A typical setup with 4 feet of vertical rise and three 90-degree elbows gives you 7 feet of head pressure. Look at the pump’s flow curve chart (every manufacturer publishes one) and find the flow rate at that head pressure, not the pump’s maximum rating. A pump rated at 800 GPH at zero head might only deliver 400 GPH at 7 feet, which could be exactly right for a 100-gallon system aiming for 4x turnover.
Adding a Refugium Section
If your middle chamber is a refugium, you’ll grow macroalgae there to export nutrients from the water. Chaetomorpha (a tangled ball of green algae) is the most popular choice because it grows fast, doesn’t go sexual and crash, and is easy to harvest by simply pulling out handfuls when it gets thick.
Macroalgae needs light to grow. A dedicated refugium light with emphasis on red-spectrum LEDs drives the fastest growth. Full-spectrum white lights also work, just slightly less efficiently.
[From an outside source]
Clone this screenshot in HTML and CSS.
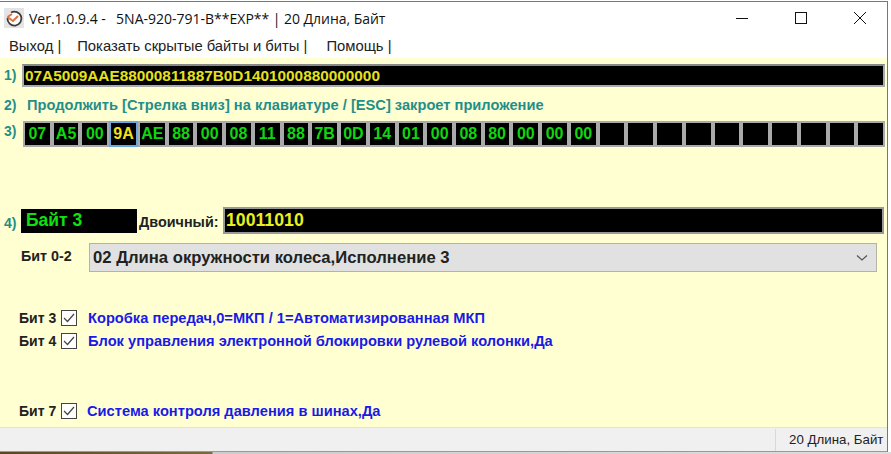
FILE: index.html
```html
<!DOCTYPE html>
<html lang="en">
<head>
  <meta charset="UTF-8" />
  <title>Ver.1.0.9.4</title>
  <link rel="stylesheet" href="styles.css">
</head>
<body>
  <div class="window">
    <!-- Title bar -->
    <div class="titlebar">
      <svg class="app-icon" width="20" height="20" viewBox="0 0 20 20">
        <rect width="20" height="20" fill="#e4e4e4"/>
        <path d="M7 4.500A7 7 0 1 1 3.500 10" fill="#fff" stroke="#3c3c3c" stroke-width="1.800"/>
        <path d="M3.500 9L8 6M3.500 9L9 13L14 8" fill="none" stroke="#e0703c" stroke-width="2"/>
      </svg>
      <span class="title">Ver.1.0.9.4 -&nbsp;&nbsp; 5NA-920-791-B**EXP** | 20 Длина, Байт</span>
      <div class="controls">
        <svg width="14" height="14" viewBox="0 0 14 14"><path d="M1 7.500H13" stroke="#111" fill="none"/></svg>
        <svg width="14" height="14" viewBox="0 0 14 14"><rect x="1.500" y="1.500" width="11" height="11" stroke="#111" fill="none"/></svg>
        <svg width="14" height="14" viewBox="0 0 14 14"><path d="M1 1L13 13M13 1L1 13" stroke="#111" fill="none"/></svg>
      </div>
    </div>

    <!-- Menu -->
    <div class="menu">
      <span>Выход |</span>
      <span>Показать скрытые байты и биты |</span>
      <span class="menu-help">Помощь |</span>
    </div>

    <div class="client">
      <div class="row row-hex">
        <span class="num">1)</span>
        <div class="hexbox">07A5009AAE88000811887B0D1401000880000000</div>
      </div>

      <div class="row row-hint">
        <span class="num">2)</span>
        <span class="hint">Продолжить [Стрелка вниз] на клавиатуре / [ESC] закроет приложение</span>
      </div>

      <div class="row row-bytes">
        <span class="num">3)</span>
        <div class="bytes">
          <div class="cell">07</div>
          <div class="cell">A5</div>
          <div class="cell">00</div>
          <div class="cell selected">9A</div>
          <div class="cell">AE</div>
          <div class="cell">88</div>
          <div class="cell">00</div>
          <div class="cell">08</div>
          <div class="cell">11</div>
          <div class="cell">88</div>
          <div class="cell">7B</div>
          <div class="cell">0D</div>
          <div class="cell">14</div>
          <div class="cell">01</div>
          <div class="cell">00</div>
          <div class="cell">08</div>
          <div class="cell">80</div>
          <div class="cell">00</div>
          <div class="cell">00</div>
          <div class="cell">00</div>
          <div class="cell"></div>
          <div class="cell"></div>
          <div class="cell"></div>
          <div class="cell"></div>
          <div class="cell"></div>
          <div class="cell"></div>
          <div class="cell"></div>
          <div class="cell"></div>
          <div class="cell"></div>
          <div class="cell"></div>
        </div>
      </div>

      <div class="row row-byte">
        <span class="num num-4">4)</span>
        <div class="byte-name">Байт 3</div>
        <span class="binary-label">Двоичный:</span>
        <div class="binary">10011010</div>
      </div>

      <div class="row row-select">
        <span class="bit-range">Бит 0-2</span>
        <div class="select">
          <span>02 Длина окружности колеса,Исполнение 3</span>
          <svg width="12" height="8" viewBox="0 0 12 8"><path d="M1 1.500L6 6L11 1.500" stroke="#555" stroke-width="1.200" fill="none"/></svg>
        </div>
      </div>

      <div class="bit bit-3">
        <span class="bit-name">Бит 3</span>
        <svg class="check" width="16" height="16" viewBox="0 0 16 16"><rect x="0.500" y="0.500" width="15" height="15" fill="#fff" stroke="#444"/><path d="M3 8L6.500 11.500L13 4" stroke="#444" stroke-width="1.200" fill="none"/></svg>
        <span class="bit-text">Коробка передач,0=МКП / 1=Автоматизированная МКП</span>
      </div>
      <div class="bit bit-4">
        <span class="bit-name">Бит 4</span>
        <svg class="check" width="16" height="16" viewBox="0 0 16 16"><rect x="0.500" y="0.500" width="15" height="15" fill="#fff" stroke="#444"/><path d="M3 8L6.500 11.500L13 4" stroke="#444" stroke-width="1.200" fill="none"/></svg>
        <span class="bit-text">Блок управления электронной блокировки рулевой колонки,Да</span>
      </div>
      <div class="bit bit-7">
        <span class="bit-name">Бит 7</span>
        <svg class="check" width="16" height="16" viewBox="0 0 16 16"><rect x="0.500" y="0.500" width="15" height="15" fill="#fff" stroke="#444"/><path d="M3 8L6.500 11.500L13 4" stroke="#444" stroke-width="1.200" fill="none"/></svg>
        <span class="bit-text bit-text-7">Система контроля давления в шинах,Да</span>
      </div>
    </div>

    <!-- Status bar -->
    <div class="status">
      <span class="status-cell">20 Длина, Байт</span>
    </div>
  </div>
  <div class="desktop-edge"></div>
</body>
</html>
```

FILE: styles.css
```css
html, body {
  margin: 0;
  padding: 0;
}
body {
  width: 891px;
  height: 454px;
  box-sizing: border-box;
  padding-top: 1px;
  background: #fff;
  overflow: hidden;
  font-family: "Liberation Sans", Arial, sans-serif;
}
.window {
  width: 888px;
  height: 451px;
  box-sizing: border-box;
  border-top: 1px solid #777;
  border-right: 1px solid #777;
  border-bottom: 1px solid #999;
  display: flex;
  flex-direction: column;
  background: #fff;
}
.desktop-edge {
  height: 2px;
  background: linear-gradient(to right, #5a4620 0, #7a6a40 212px, #ccc 213px, #ddd 100%);
}

/* title bar */
.titlebar {
  height: 32px;
  display: flex;
  align-items: center;
  padding-left: 4px;
  flex-shrink: 0;
}
.app-icon {
  margin-right: 5px;
}
.title {
  font-family: "Open Sans", sans-serif;
  font-size: 14px;
  word-spacing: -0.15px;
  color: #111;
}
.controls {
  margin-left: auto;
  display: flex;
  gap: 45px;
  padding-right: 20px;
}

/* menu */
.menu {
  height: 24px;
  display: flex;
  align-items: center;
  padding-left: 9px;
  gap: 16px;
  font-size: 14.8px;
  color: #222;
  flex-shrink: 0;
}
.menu-help {
  margin-left: 3px;
}

/* main area */
.client {
  flex: 1;
  background: #ffffd2;
  padding: 6px 2px 0 4px;
}
.row {
  display: flex;
}
.num {
  font-size: 14px;
  font-weight: bold;
  color: #1f8f8a;
  width: 18px;
  flex-shrink: 0;
}
.row-hex .num {
  margin-top: 3px;
}
.hexbox {
  flex: 1;
  height: 23px;
  box-sizing: border-box;
  background: #000;
  border: 2px solid #aaa;
  border-top-color: #888;
  color: #e6e01e;
  font-size: 15.35px;
  font-weight: bold;
  line-height: 19px;
  padding-left: 1px;
}
.row-hint {
  margin-top: 10px;
}
.hint {
  font-size: 14.67px;
  font-weight: bold;
  color: #1f8f8a;
  margin-left: 5px;
}
.row-bytes {
  margin-top: 8px;
}
.row-bytes .num {
  margin-top: 2px;
}
.bytes {
  flex: 1;
  margin-left: 1px;
  display: grid;
  grid-template-columns: repeat(30, 1fr);
}
.cell {
  height: 26px;
  box-sizing: border-box;
  background: #000;
  border: 2px solid #aaa;
  color: #0fd60f;
  font-size: 16px;
  font-weight: bold;
  line-height: 22px;
  text-align: center;
}
.cell.selected {
  color: #f2e21a;
  border-color: #6aa8e0;
}

.row-byte {
  margin-top: 60px;
  align-items: center;
}
.num-4 {
  width: 17px;
  margin-top: 4px;
}
.byte-name {
  width: 116px;
  height: 24px;
  background: #000;
  color: #0fe00f;
  font-size: 17.5px;
  font-weight: bold;
  line-height: 22px;
  padding-left: 5px;
  box-sizing: border-box;
}
.binary-label {
  font-size: 14.4px;
  font-weight: bold;
  color: #222;
  margin-left: 2px;
  margin-top: 3px;
  width: 84px;
}
.binary {
  flex: 1;
  height: 27px;
  margin-right: 1px;
  box-sizing: border-box;
  background: #000;
  border: 2px solid #999;
  color: #eded20;
  font-size: 17.7px;
  font-weight: bold;
  line-height: 22px;
  padding-left: 1px;
}

.row-select {
  margin-top: 9px;
  align-items: center;
}
.bit-range {
  font-size: 14.3px;
  font-weight: bold;
  color: #222;
  width: 68px;
  margin-left: 17px;
  margin-top: -3px;
}
.select {
  width: 788px;
  height: 29px;
  box-sizing: border-box;
  background: #e1e1e1;
  border: 1px solid #b4b4a4;
  display: flex;
  align-items: center;
  justify-content: space-between;
  padding: 1px 8px 0 3px;
  font-size: 16.65px;
  font-weight: bold;
  color: #222;
}

.bit {
  display: flex;
  align-items: center;
  height: 20px;
  margin-left: 15px;
}
.bit-3 {
  margin-top: 36px;
}
.bit-4 {
  margin-top: 3px;
}
.bit-7 {
  margin-top: 50px;
}
.bit-name {
  font-size: 14px;
  font-weight: bold;
  color: #222;
  width: 42px;
}
.check {
  flex-shrink: 0;
}
.bit-text {
  font-size: 14.67px;
  font-weight: bold;
  color: #1a1ae6;
  margin-left: 11px;
}
.bit-text-7 {
  margin-left: 10px;
}

/* status bar */
.status {
  height: 24px;
  flex-shrink: 0;
  background: #f0f0f0;
  border-top: 1px solid #e2e2e2;
  box-sizing: border-box;
  display: flex;
  justify-content: flex-end;
  align-items: center;
}
.status-cell {
  width: 112px;
  box-sizing: border-box;
  border-left: 1px solid #d8d8d8;
  height: 22px;
  line-height: 22px;
  font-size: 13.3px;
  color: #222;
  padding-left: 13px;
}
```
Many hobbyists run the refugium light on a reverse schedule from the display (refugium lit at night, display lit during the day), which helps stabilize pH by keeping photosynthesis running around the clock.
Flow through the refugium should be gentle enough that the algae isn’t tumbling violently but strong enough to keep detritus from settling. The natural flow rate from your return pump cycling through the sump usually provides this without any additional equipment.
Testing Before Going Live
Fill the entire system with freshwater first. Run the return pump and check every joint, bulkhead, and baffle for leaks. Then turn off the pump and watch the sump. The water draining back from the display must not exceed the sump’s capacity. If it gets too close to the top, lower the return nozzle’s position in the display or raise the siphon break hole. Only after this test passes should you add saltwater and begin cycling the tank.